I would not be surprised if some damnfool economist talking hairdo pops up soon on TV to explain, with all the charisma of a wind-up talking doll, why the privatisation of Haiti's water supply will be the surest way of preventing a similar outbreak; that is, if it hasn't been privatised already. Those on the American right who seem to feel the need to trumpet that they have higher IQs than Congolese pygmies or New Guinean aboriginals, in a very modern outing for the very old and very stale ideology of American racial supremacy, will no doubt find the makings of many, many articles in this catastrophe, leading them to conclude, with a tedious inevitability, that the reason why Port-au-Prince is not like Hong Kong or New York City is because of the colour of its inhabitants' skins. That it might have been very much more poorly governed will not occur to them.
It was in one sense disappointing to see that the recent cuts to other departments notwithstanding, the Department for International Development has had a major budget increase. The apparently arbitrary, and certainly ostensibly cruel, nature of these cuts should not be surprising - the Conservatives in our coalition government give every indication, in my opinion, of being thoroughly cruel people, cruel and vicious to the point of semi-feral wickedness, while the soi-disant 'Liberal Democrats', are, in my opinion, just the biggest whores in British politics, desperate to gain and hang on to power by any means necessary; not lap dogs, but lapdancers, only with a different type of bill being shoved into their knickers.

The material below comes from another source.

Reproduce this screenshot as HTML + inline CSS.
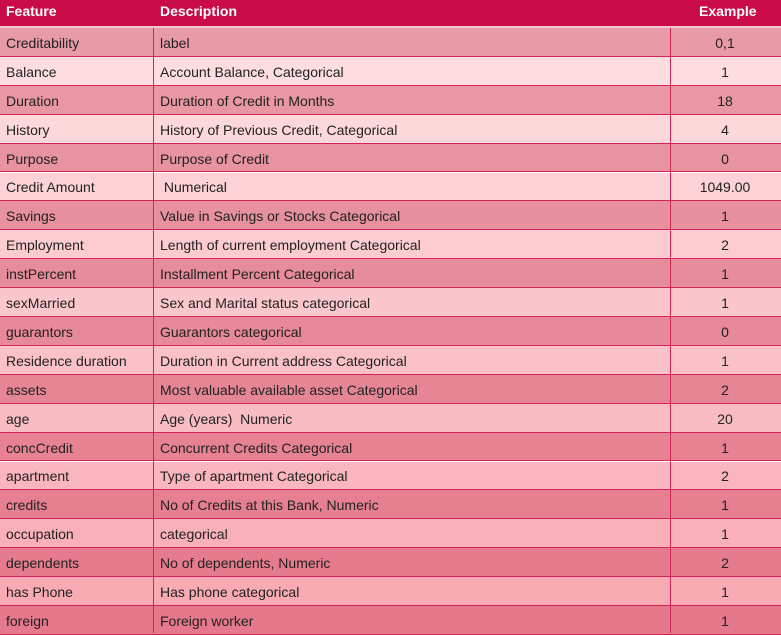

Yet a budget increase for DfID should be something to celebrate; but it might not be. In his book 'Freedom Next Time', John Pilger wrote,
"'DfID' is required by British law not to spend money other than for the purpose of poverty reduction. It breaks this law constantly, for it is, in reality, a privatising agency. In 2004, the minister, Hilary Benn, admitted giving £6.3 million to the Adam Smith Institute, an extreme right-wing lobby group, for proposals to 'reform', the 'public sector' in South Africa" (p. 327).
What I believe to be the Adam Smith Institute's corporate hypocrisy in taking public money when its message seems to be that others should not have it isn't really surprising. Yet how much better it would be for that money which has been taken from the British poor in the name of aid to go to those poor souls in Haiti without clean water, for there but by the grace of God go we, rather than to some rich bastard who can deal but cannot heal, can pay but will not pray.
Given the current decline of the United Kingdom, its civilisation, its culture, its institutions and its people, I wouldn't be surprised if we see an outbreak of something similar here within the next 20 years. If the lights haven't all gone out by that point, we will, at least be able to adopt a suitably phlegmatic, suitably British solution.
We'll stick the kettle on.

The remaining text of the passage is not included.